**SHORT PROBLEM**
Go through the data below and copy it exactly, skipping every picture.

**DATA SECTION**
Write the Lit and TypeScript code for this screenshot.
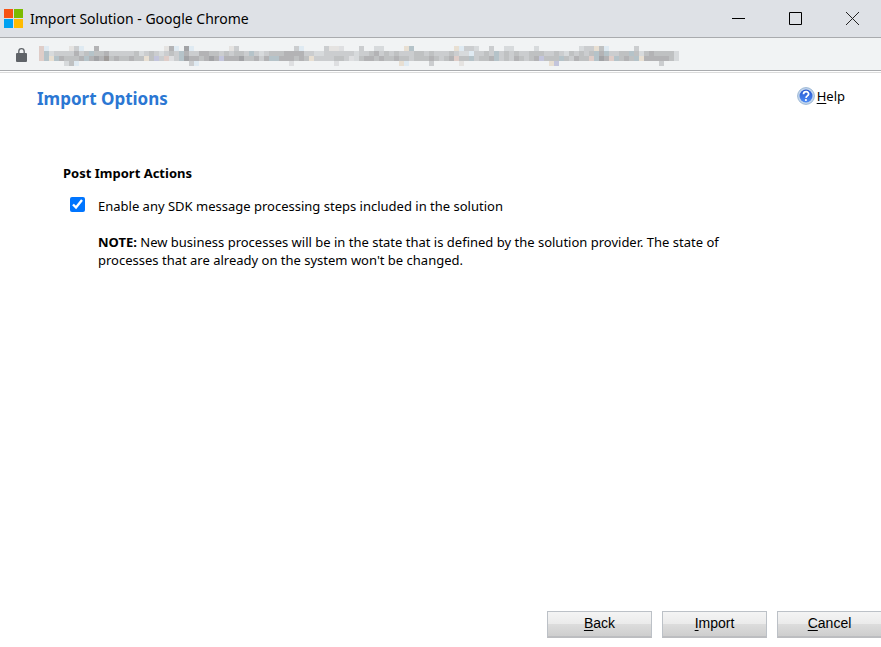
import { LitElement, html, css, svg } from "lit";
import { customElement } from "lit/decorators.js";

// The redacted address in 5px cells. Each block is 32 columns wide and four rows high.
const MOSAIC = [
  [
    "pl....hel..c.............hcl.bl.",
    "pkfeeeecedkddceeeeedfedefedekcee",
    "pkykcdddckcbcadcddcddydvepgekbcc",
    ".....fdl......................el",
  ],
  [
    "......he...........el....ehhg...",
    "ccddededdekefedddcccceeffeeeeeef",
    "dcbcvcccbddceckkcccdcdyeeeeddegf",
    "..................g........g....",
  ],
  [
    "e..ff....yk........yleef..e..ff.",
    "eedcededeeeddedeeedeffleedekeded",
    "dccdcddcddedddcdedcpddkeddckedec",
    "........yl....e.....h...........",
  ],
  [
    "...f........feeydl.....e........",
    "eedddeedefdededkckeeddkdfdcddddf",
    "dedcvdddkdecddpkbcpkdcdkycccccdf",
    "......yv....................e...",
  ],
];
const SHADES: Record<string, string> = {
  a: "#9f9b99", b: "#a2a3a6", c: "#b3b3b5", d: "#bfc1c2", e: "#cbcdcf", f: "#d7dadc",
  g: "#dedfe1", h: "#e5e3e1", p: "#dfcdc8", l: "#dfeaf2", k: "#b5c3c9", y: "#e8dfd2", v: "#c3c5dc",
};

@customElement("app-root")
export class AppRoot extends LitElement {
  static styles = css`
    :host {
      display: flex;
      flex-direction: column;
      min-height: 100vh;
      box-sizing: border-box;
      overflow: hidden;
      background: #fff;
      color: #000;
      font: 13px/18px "Segoe UI", "Noto Sans", sans-serif;
    }
    svg { display: block; flex: none; }
    .titlebar {
      display: flex;
      align-items: center;
      height: 37px;
      padding-left: 4px;
      gap: 7px;
      background: #dee1e6;
      border-bottom: 1px solid #a9abae;
      font-size: 14px;
    }
    .title { flex: 1; font-weight: 400; }
    .controls { display: flex; }
    .control {
      display: grid;
      place-items: center;
      width: 57px;
      height: 37px;
      padding: 0;
      border: 0;
      background: none;
    }
    .address {
      display: flex;
      align-items: center;
      height: 28px;
      padding: 4px 0 0 16px;
      gap: 12px;
      background: #f1f3f4;
      border-bottom: 1px solid #a9abae;
    }
    .edge { height: 1px; border-bottom: 1px solid #dcdcdc; }
    .head {
      display: flex;
      justify-content: space-between;
      align-items: flex-start;
      padding: 14px 36px 0 37px;
    }
    h1 { margin: 0; font-size: 17px; line-height: 24px; font-weight: 700; color: #2b77d3; }
    .help { display: flex; align-items: center; gap: 2px; color: #000; text-decoration: none; }
    u { text-underline-offset: 2px; }
    main { flex: 1; padding: 53px 63px 0; }
    h2 { margin: 0; font-size: 13px; line-height: 18px; }
    .option { display: flex; gap: 13px; margin-top: 15px; padding-left: 7px; }
    .option input { width: 15px; height: 15px; margin: 0; accent-color: #0075ff; }
    .note { max-width: 650px; margin: 18px 0 0; padding-left: 35px; }
    footer { display: flex; justify-content: flex-end; gap: 10px; padding-bottom: 9px; margin-right: -1px; }
    .action {
      width: 105px;
      height: 27px;
      padding: 0 0 2px;
      border: 1px solid #bcc1c7;
      border-bottom: 2px solid #bcbdc0;
      background: linear-gradient(#f4f4f4, #ebebeb 48%, #dcdcdc 52%, #cecece);
      color: #000;
      font: 14px/18px "Liberation Sans", Arial, sans-serif;
    }
  `;

  private mosaic() {
    return MOSAIC.map((block, b) =>
      block.map((row, r) =>
        [...row].map((c, i) =>
          c === "."
            ? null
            : svg`<rect x=${(b * 32 + i) * 5} y=${r * 5} width="5" height="5" fill=${SHADES[c]} />`)));
  }

  render() {
    return html`
      <header class="titlebar">
        <svg width="19" height="19" viewBox="0 0 19 19" aria-hidden="true">
          <path fill="#f65314" d="M0 0h9v9H0z" /><path fill="#7cbb00" d="M10 0h9v9h-9z" />
          <path fill="#00a1f1" d="M0 10h9v9H0z" /><path fill="#ffbb00" d="M10 10h9v9h-9z" />
        </svg>
        <span class="title">Import Solution - Google Chrome</span>
        <div class="controls">
          <button class="control" aria-label="Minimize">
            <svg width="13" height="13"><path d="M0 6.5h13" stroke="#000" /></svg>
          </button>
          <button class="control" aria-label="Maximize">
            <svg width="13" height="13"><path d="M.5.5h12v12H.5z" fill="none" stroke="#000" /></svg>
          </button>
          <button class="control" aria-label="Close">
            <svg width="13" height="13"><path d="M0 0l13 13M13 0L0 13" stroke="#222" /></svg>
          </button>
        </div>
      </header>
      <div class="address">
        <svg width="11" height="16" viewBox="0 0 11 16" aria-hidden="true">
          <rect y="5" width="11" height="9" rx="1" fill="#5f6368" />
          <path d="M2.8 5.5V3.4a2.7 2.7 0 0 1 5.4 0v2.1" fill="none" stroke="#5f6368" stroke-width="1.3" />
        </svg>
        <svg width="640" height="20" shape-rendering="crispEdges" role="img" aria-label="Redacted address">
          ${this.mosaic()}
        </svg>
      </div>
      <div class="edge"></div>
      <div class="head">
        <h1>Import Options</h1>
        <a class="help" href="#help">
          <svg width="18" height="18" viewBox="0 0 18 18" aria-hidden="true">
            <defs>
              <linearGradient id="ball" x2="0" y2="1"><stop stop-color="#2454cf" /><stop offset="1" stop-color="#4e8cf5" /></linearGradient>
            </defs>
            <circle cx="9" cy="9" r="8.4" fill="#c3d6ec" stroke="#9db8d6" />
            <circle cx="9" cy="9" r="6.5" fill="url(#ball)" />
            <path d="M6.5 7.2c.2-3.5 5.4-3.1 5.1 0-.2 1.8-2.4 1.6-2.6 3.6" fill="none" stroke="#fff" stroke-width="1.8" />
            <circle cx="8.9" cy="13" r="1.1" fill="#fff" />
          </svg>
          <span><u>H</u>elp</span>
        </a>
      </div>
      <main>
        <h2>Post Import Actions</h2>
        <div class="option">
          <input type="checkbox" id="sdk" checked />
          <label for="sdk">Enable any SDK message processing steps included in the solution</label>
        </div>
        <p class="note"><b>NOTE:</b> New business processes will be in the state that is defined by the solution provider. The state of processes that are already on the system won't be changed.</p>
      </main>
      <footer>
        <button class="action"><u>B</u>ack</button>
        <button class="action"><u>I</u>mport</button>
        <button class="action"><u>C</u>ancel</button>
      </footer>
    `;
  }
}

**EXPECTED ANSWER**
Write the Lit and TypeScript code for this screenshot.
import { LitElement, html, css, svg } from "lit";
import { customElement } from "lit/decorators.js";

// The redacted address in 5px cells. Each block is 32 columns wide and four rows high.
const MOSAIC = [
  [
    "pl....hel..c.............hcl.bl.",
    "pkfeeeecedkddceeeeedfedefedekcee",
    "pkykcdddckcbcadcddcddydvepgekbcc",
    ".....fdl......................el",
  ],
  [
    "......he...........el....ehhg...",
    "ccddededdekefedddcccceeffeeeeeef",
    "dcbcvcccbddceckkcccdcdyeeeeddegf",
    "..................g........g....",
  ],
  [
    "e..ff....yk........yleef..e..ff.",
    "eedcededeeeddedeeedeffleedekeded",
    "dccdcddcddedddcdedcpddkeddckedec",
    "........yl....e.....h...........",
  ],
  [
    "...f........feeydl.....e........",
    "eedddeedefdededkckeeddkdfdcddddf",
    "dedcvdddkdecddpkbcpkdcdkycccccdf",
    "......yv....................e...",
  ],
];
const SHADES: Record<string, string> = {
  a: "#9f9b99", b: "#a2a3a6", c: "#b3b3b5", d: "#bfc1c2", e: "#cbcdcf", f: "#d7dadc",
  g: "#dedfe1", h: "#e5e3e1", p: "#dfcdc8", l: "#dfeaf2", k: "#b5c3c9", y: "#e8dfd2", v: "#c3c5dc",
};

@customElement("app-root")
export class AppRoot extends LitElement {
  static styles = css`
    :host {
      display: flex;
      flex-direction: column;
      min-height: 100vh;
      box-sizing: border-box;
      overflow: hidden;
      background: #fff;
      color: #000;
      font: 13px/18px "Segoe UI", "Noto Sans", sans-serif;
    }
    svg { display: block; flex: none; }
    .titlebar {
      display: flex;
      align-items: center;
      height: 37px;
      padding-left: 4px;
      gap: 7px;
      background: #dee1e6;
      border-bottom: 1px solid #a9abae;
      font-size: 14px;
    }
    .title { flex: 1; font-weight: 400; }
    .controls { display: flex; }
    .control {
      display: grid;
      place-items: center;
      width: 57px;
      height: 37px;
      padding: 0;
      border: 0;
      background: none;
    }
    .address {
      display: flex;
      align-items: center;
      height: 28px;
      padding: 4px 0 0 16px;
      gap: 12px;
      background: #f1f3f4;
      border-bottom: 1px solid #a9abae;
    }
    .edge { height: 1px; border-bottom: 1px solid #dcdcdc; }
    .head {
      display: flex;
      justify-content: space-between;
      align-items: flex-start;
      padding: 14px 36px 0 37px;
    }
    h1 { margin: 0; font-size: 17px; line-height: 24px; font-weight: 700; color: #2b77d3; }
    .help { display: flex; align-items: center; gap: 2px; color: #000; text-decoration: none; }
    u { text-underline-offset: 2px; }
    main { flex: 1; padding: 53px 63px 0; }
    h2 { margin: 0; font-size: 13px; line-height: 18px; }
    .option { display: flex; gap: 13px; margin-top: 15px; padding-left: 7px; }
    .option input { width: 15px; height: 15px; margin: 0; accent-color: #0075ff; }
    .note { max-width: 650px; margin: 18px 0 0; padding-left: 35px; }
    footer { display: flex; justify-content: flex-end; gap: 10px; padding-bottom: 9px; margin-right: -1px; }
    .action {
      width: 105px;
      height: 27px;
      padding: 0 0 2px;
      border: 1px solid #bcc1c7;
      border-bottom: 2px solid #bcbdc0;
      background: linear-gradient(#f4f4f4, #ebebeb 48%, #dcdcdc 52%, #cecece);
      color: #000;
      font: 14px/18px "Liberation Sans", Arial, sans-serif;
    }
  `;

  private mosaic() {
    return MOSAIC.map((block, b) =>
      block.map((row, r) =>
        [...row].map((c, i) =>
          c === "."
            ? null
            : svg`<rect x=${(b * 32 + i) * 5} y=${r * 5} width="5" height="5" fill=${SHADES[c]} />`)));
  }

  render() {
    return html`
      <header class="titlebar">
        <svg width="19" height="19" viewBox="0 0 19 19" aria-hidden="true">
          <path fill="#f65314" d="M0 0h9v9H0z" /><path fill="#7cbb00" d="M10 0h9v9h-9z" />
          <path fill="#00a1f1" d="M0 10h9v9H0z" /><path fill="#ffbb00" d="M10 10h9v9h-9z" />
        </svg>
        <span class="title">Import Solution - Google Chrome</span>
        <div class="controls">
          <button class="control" aria-label="Minimize">
            <svg width="13" height="13"><path d="M0 6.5h13" stroke="#000" /></svg>
          </button>
          <button class="control" aria-label="Maximize">
            <svg width="13" height="13"><path d="M.5.5h12v12H.5z" fill="none" stroke="#000" /></svg>
          </button>
          <button class="control" aria-label="Close">
            <svg width="13" height="13"><path d="M0 0l13 13M13 0L0 13" stroke="#222" /></svg>
          </button>
        </div>
      </header>
      <div class="address">
        <svg width="11" height="16" viewBox="0 0 11 16" aria-hidden="true">
          <rect y="5" width="11" height="9" rx="1" fill="#5f6368" />
          <path d="M2.8 5.5V3.4a2.7 2.7 0 0 1 5.4 0v2.1" fill="none" stroke="#5f6368" stroke-width="1.3" />
        </svg>
        <svg width="640" height="20" shape-rendering="crispEdges" role="img" aria-label="Redacted address">
          ${this.mosaic()}
        </svg>
      </div>
      <div class="edge"></div>
      <div class="head">
        <h1>Import Options</h1>
        <a class="help" href="#help">
          <svg width="18" height="18" viewBox="0 0 18 18" aria-hidden="true">
            <defs>
              <linearGradient id="ball" x2="0" y2="1"><stop stop-color="#2454cf" /><stop offset="1" stop-color="#4e8cf5" /></linearGradient>
            </defs>
            <circle cx="9" cy="9" r="8.4" fill="#c3d6ec" stroke="#9db8d6" />
            <circle cx="9" cy="9" r="6.5" fill="url(#ball)" />
            <path d="M6.5 7.2c.2-3.5 5.4-3.1 5.1 0-.2 1.8-2.4 1.6-2.6 3.6" fill="none" stroke="#fff" stroke-width="1.8" />
            <circle cx="8.9" cy="13" r="1.1" fill="#fff" />
          </svg>
          <span><u>H</u>elp</span>
        </a>
      </div>
      <main>
        <h2>Post Import Actions</h2>
        <div class="option">
          <input type="checkbox" id="sdk" checked />
          <label for="sdk">Enable any SDK message processing steps included in the solution</label>
        </div>
        <p class="note"><b>NOTE:</b> New business processes will be in the state that is defined by the solution provider. The state of processes that are already on the system won't be changed.</p>
      </main>
      <footer>
        <button class="action"><u>B</u>ack</button>
        <button class="action"><u>I</u>mport</button>
        <button class="action"><u>C</u>ancel</button>
      </footer>
    `;
  }
}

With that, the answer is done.